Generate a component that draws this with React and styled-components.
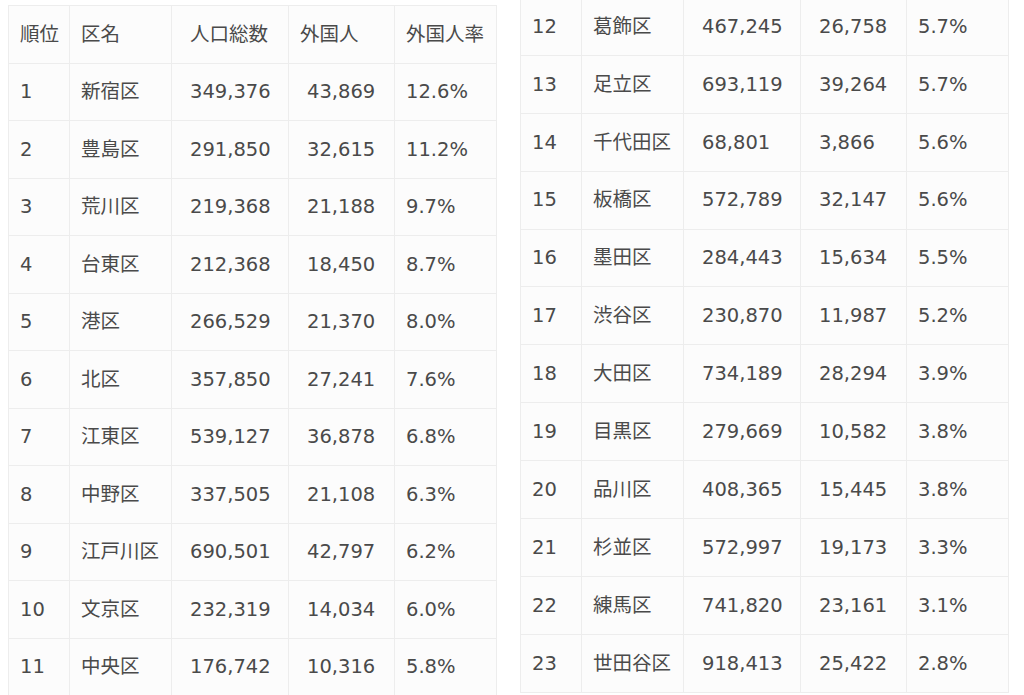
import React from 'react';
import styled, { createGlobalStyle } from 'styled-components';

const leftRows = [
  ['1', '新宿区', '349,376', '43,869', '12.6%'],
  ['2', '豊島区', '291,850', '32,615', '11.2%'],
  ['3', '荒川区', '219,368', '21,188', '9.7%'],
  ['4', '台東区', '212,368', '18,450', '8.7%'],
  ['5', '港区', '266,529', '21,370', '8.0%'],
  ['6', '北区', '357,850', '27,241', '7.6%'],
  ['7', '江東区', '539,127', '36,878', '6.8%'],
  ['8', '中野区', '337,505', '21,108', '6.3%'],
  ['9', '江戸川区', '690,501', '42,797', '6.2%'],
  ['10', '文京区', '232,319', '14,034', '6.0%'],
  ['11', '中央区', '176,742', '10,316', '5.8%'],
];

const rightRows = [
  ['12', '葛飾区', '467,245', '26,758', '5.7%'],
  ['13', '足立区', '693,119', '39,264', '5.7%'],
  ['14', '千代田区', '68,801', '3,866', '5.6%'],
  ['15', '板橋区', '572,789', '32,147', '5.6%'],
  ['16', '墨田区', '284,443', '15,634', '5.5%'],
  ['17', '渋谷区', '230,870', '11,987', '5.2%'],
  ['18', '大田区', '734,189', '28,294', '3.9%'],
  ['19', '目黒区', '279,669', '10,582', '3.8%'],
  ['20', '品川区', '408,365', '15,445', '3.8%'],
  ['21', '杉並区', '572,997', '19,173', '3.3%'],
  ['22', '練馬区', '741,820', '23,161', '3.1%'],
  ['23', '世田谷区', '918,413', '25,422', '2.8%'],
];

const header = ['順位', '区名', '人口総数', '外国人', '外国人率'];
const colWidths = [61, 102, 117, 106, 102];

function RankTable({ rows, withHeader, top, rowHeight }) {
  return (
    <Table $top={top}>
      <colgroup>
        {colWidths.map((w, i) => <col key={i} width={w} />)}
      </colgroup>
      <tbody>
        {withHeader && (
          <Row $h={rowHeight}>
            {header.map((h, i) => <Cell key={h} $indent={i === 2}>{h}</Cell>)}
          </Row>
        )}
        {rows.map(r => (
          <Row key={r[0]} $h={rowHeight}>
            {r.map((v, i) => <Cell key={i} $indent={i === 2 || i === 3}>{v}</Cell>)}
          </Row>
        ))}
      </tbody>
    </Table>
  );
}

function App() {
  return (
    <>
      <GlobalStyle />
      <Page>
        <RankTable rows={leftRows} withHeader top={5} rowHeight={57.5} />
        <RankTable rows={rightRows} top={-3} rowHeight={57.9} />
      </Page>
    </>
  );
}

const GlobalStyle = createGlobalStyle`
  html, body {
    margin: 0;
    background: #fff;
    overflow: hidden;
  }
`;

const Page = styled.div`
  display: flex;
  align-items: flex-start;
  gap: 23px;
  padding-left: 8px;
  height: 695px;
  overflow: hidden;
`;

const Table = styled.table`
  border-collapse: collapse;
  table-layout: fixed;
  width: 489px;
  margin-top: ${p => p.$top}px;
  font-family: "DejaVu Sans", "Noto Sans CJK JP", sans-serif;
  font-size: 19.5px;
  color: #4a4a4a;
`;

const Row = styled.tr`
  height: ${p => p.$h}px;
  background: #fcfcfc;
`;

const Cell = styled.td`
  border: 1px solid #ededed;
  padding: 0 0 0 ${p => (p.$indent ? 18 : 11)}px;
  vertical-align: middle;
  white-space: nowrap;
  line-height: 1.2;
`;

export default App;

#### Work to be completed
Quote, please, every line of the material above from its start through the line that has "const colWidths = [61, 102, 117, 106, 102];", reproducing the words exactly and dropping any images.

#### Written answer
Generate a component that draws this with React and styled-components.
import React from 'react';
import styled, { createGlobalStyle } from 'styled-components';

const leftRows = [
  ['1', '新宿区', '349,376', '43,869', '12.6%'],
  ['2', '豊島区', '291,850', '32,615', '11.2%'],
  ['3', '荒川区', '219,368', '21,188', '9.7%'],
  ['4', '台東区', '212,368', '18,450', '8.7%'],
  ['5', '港区', '266,529', '21,370', '8.0%'],
  ['6', '北区', '357,850', '27,241', '7.6%'],
  ['7', '江東区', '539,127', '36,878', '6.8%'],
  ['8', '中野区', '337,505', '21,108', '6.3%'],
  ['9', '江戸川区', '690,501', '42,797', '6.2%'],
  ['10', '文京区', '232,319', '14,034', '6.0%'],
  ['11', '中央区', '176,742', '10,316', '5.8%'],
];

const rightRows = [
  ['12', '葛飾区', '467,245', '26,758', '5.7%'],
  ['13', '足立区', '693,119', '39,264', '5.7%'],
  ['14', '千代田区', '68,801', '3,866', '5.6%'],
  ['15', '板橋区', '572,789', '32,147', '5.6%'],
  ['16', '墨田区', '284,443', '15,634', '5.5%'],
  ['17', '渋谷区', '230,870', '11,987', '5.2%'],
  ['18', '大田区', '734,189', '28,294', '3.9%'],
  ['19', '目黒区', '279,669', '10,582', '3.8%'],
  ['20', '品川区', '408,365', '15,445', '3.8%'],
  ['21', '杉並区', '572,997', '19,173', '3.3%'],
  ['22', '練馬区', '741,820', '23,161', '3.1%'],
  ['23', '世田谷区', '918,413', '25,422', '2.8%'],
];

const header = ['順位', '区名', '人口総数', '外国人', '外国人率'];
const colWidths = [61, 102, 117, 106, 102];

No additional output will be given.